On April 4, 1793, just three months after their first meeting, William Carey, his son Felix, and Dr. and Mrs. Thomas and their four-year-old daughter, Eliza, stood side by side on the deck of the Earl of Oxford as she sailed from London down the River Thames and out into the North Sea. At thirty-one years of age, William Carey was finally on his way to the mission field—or so he had every reason to believe!
Chapter 7
Bad News, Good News
“It’s a pity we cannot be on our way directly,” sighed Captain White. The Earl of Oxford had left the safety of the River Thames an hour before and was now sailing in the open waters of the North Sea. William and Dr. Thomas stood next to the captain on the aft deck. “With the French at war with us, it’s just too dangerous,” he continued. “I’ve seen their ships on the horizon, and I fear we would never make it out into the Atlantic Ocean.”
William nodded. He’d seen the sails of the French privateers on the horizon. The ships seemed to sit there daring British ships to come within their reach.
“We will be much better off sailing in a convoy. I’ve ordered the first mate to hug the coast until we get to the Isle of Wight. We’ll anchor off Portsmouth until there are enough other ships to run the gauntlet.”
“How long will that be?” Dr. Thomas nervously asked Captain White.
“It all depends on what other ships are already in port. I would hope it won’t be more than a day or two, a week at the most.”
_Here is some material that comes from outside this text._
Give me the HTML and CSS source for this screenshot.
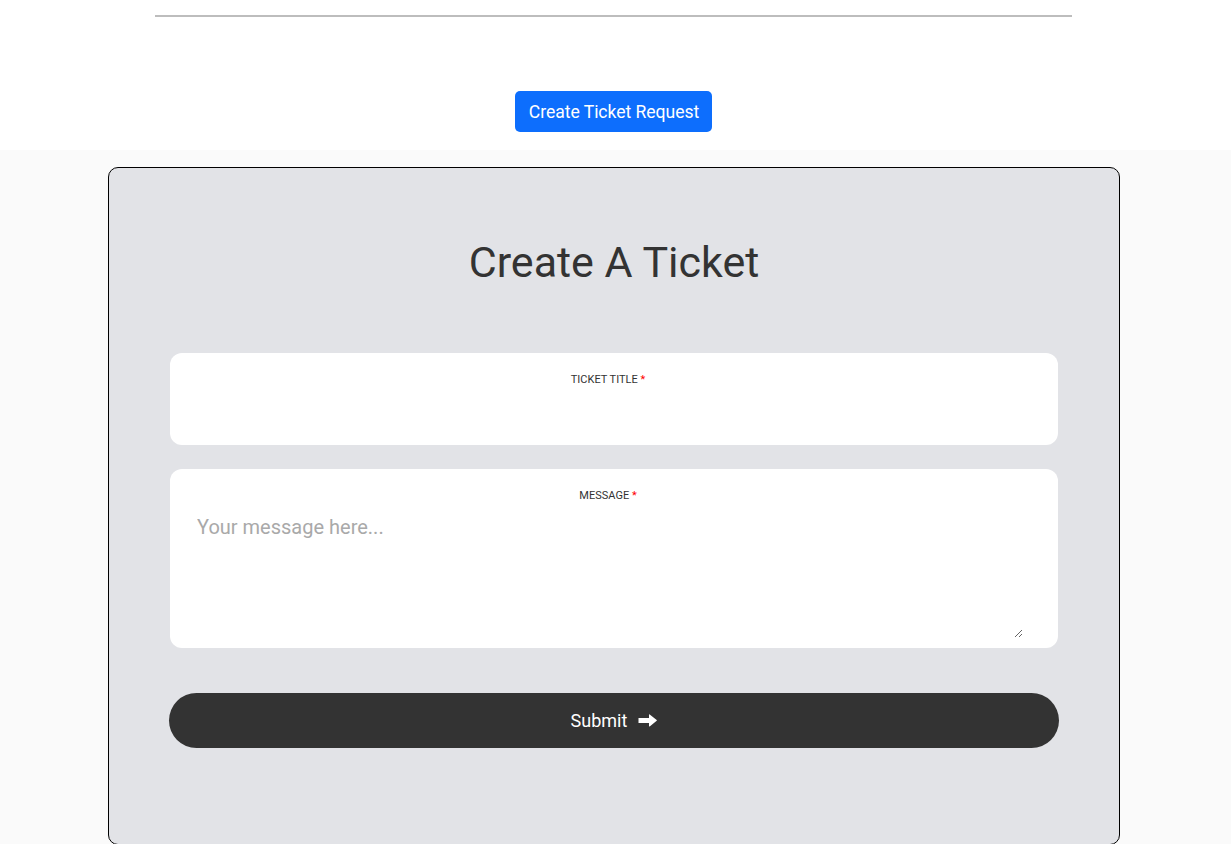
FILE: index.html
```html
<!DOCTYPE html>
<html lang="en">
<head>
<meta charset="utf-8">
<title>Create A Ticket</title>
<link rel="stylesheet" href="styles.css">
</head>
<body>
<header class="top">
  <div class="rule"></div>
  <button class="btn-primary" type="button">Create Ticket Request</button>
</header>
<main class="stage">
  <section class="card">
    <h1 class="card-title">Create A Ticket</h1>
    <form class="ticket-form">
      <div class="field field-title">
        <label class="field-label" for="title">TICKET TITLE <span class="req">*</span></label>
        <input class="field-input" id="title" type="text">
      </div>
      <div class="field field-message">
        <label class="field-label" for="msg">MESSAGE <span class="req">*</span></label>
        <textarea class="field-textarea" id="msg" placeholder="Your message here..."></textarea>
      </div>
      <button class="btn-submit" type="button">Submit
        <svg class="arrow" width="19" height="13" viewBox="0 0 19 13" aria-hidden="true"><path d="M0.5 4h10.5V0.8c0-0.4 0.4-0.6 0.7-0.4l7 5.6c0.3 0.2 0.3 0.6 0 0.8l-7 5.6c-0.3 0.2-0.7 0-0.7-0.4V9H0.5z" fill="#fff"/></svg>
      </button>
    </form>
  </section>
</main>
</body>
</html>
```
FILE: styles.css
```css
* { box-sizing: border-box; }
html, body { margin: 0; padding: 0; }
body {
  font-family: Roboto, "Liberation Sans", Arial, sans-serif;
  background: #fafafa;
  color: #333;
  overflow: hidden;
  height: 844px;
}
.top {
  background: #fff;
  height: 150px;
  display: flex;
  flex-direction: column;
  align-items: center;
  padding-top: 15px;
}
.rule {
  width: 917px;
  height: 2px;
  background: #bdbdbd;
  margin-right: 5px;
}
.btn-primary {
  margin-top: 74px;
  margin-right: 4px;
  height: 41px;
  padding: 0 13px 0 14px;
  border: none;
  border-radius: 5px;
  background: #0d6efd;
  color: #fff;
  font-family: Roboto, "Liberation Sans", Arial, sans-serif;
  font-size: 17.6px;
  letter-spacing: -0.05px;
}
.stage {
  padding-top: 17px;
  padding-right: 3px;
}
.card {
  width: 1012px;
  margin: 0 auto;
  background: #e2e3e7;
  border: 1px solid #000;
  border-radius: 10px;
  padding: 69px 61px 96px;
}
.card-title {
  margin: 0;
  text-align: center;
  font-size: 43px;
  line-height: 51px;
  font-weight: 400;
  color: #333;
}
.ticket-form {
  margin-top: 65px;
  display: flex;
  flex-direction: column;
}
.field {
  background: #fff;
  border-radius: 12px;
  display: flex;
  flex-direction: column;
  padding: 20px 27px 0;
}
.field + .field { margin-top: 24px; }
.field-message { padding-bottom: 10px; padding-right: 35px; }
.field-label {
  text-align: center;
  font-size: 11px;
  line-height: 13px;
  color: #333;
  padding-right: 12px;
}
.field-message .field-label { padding-right: 4px; }
.req { color: #ff0000; }
.field-input {
  border: none;
  outline: none;
  height: 59px;
  font-family: inherit;
  font-size: 20px;
  background: transparent;
}
.field-textarea {
  margin-top: 13px;
  height: 123px;
  border: none;
  outline: none;
  padding: 0;
  resize: vertical;
  font-family: Roboto, "Liberation Sans", Arial, sans-serif;
  font-size: 20px;
  color: #333;
  background: transparent;
}
.field-textarea::placeholder { color: #a9a9a9; }
.btn-submit {
  margin: 45px -1px 0;
  height: 55px;
  border: none;
  border-radius: 28px;
  background: #333;
  color: #fff;
  font-family: Roboto, "Liberation Sans", Arial, sans-serif;
  font-size: 18px;
  display: flex;
  align-items: center;
  justify-content: center;
  gap: 11px;
}
.arrow { display: block; }
```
“A week!” echoed Dr. Thomas.
William frowned. His companion seemed unusually worried about the loss of a few days.
When the ship arrived off the Isle of Wight, the news was not encouraging. A convoy had left the day before, and it could be a month or more before enough ships gathered to form another one.
Captain White suggested that the group would be much more comfortable in the town of Portsmouth. William went ashore and found a cheap boardinghouse where they could all stay while they waited for the other ships to gather. The group left most of their luggage on board, taking only a few clothes with them.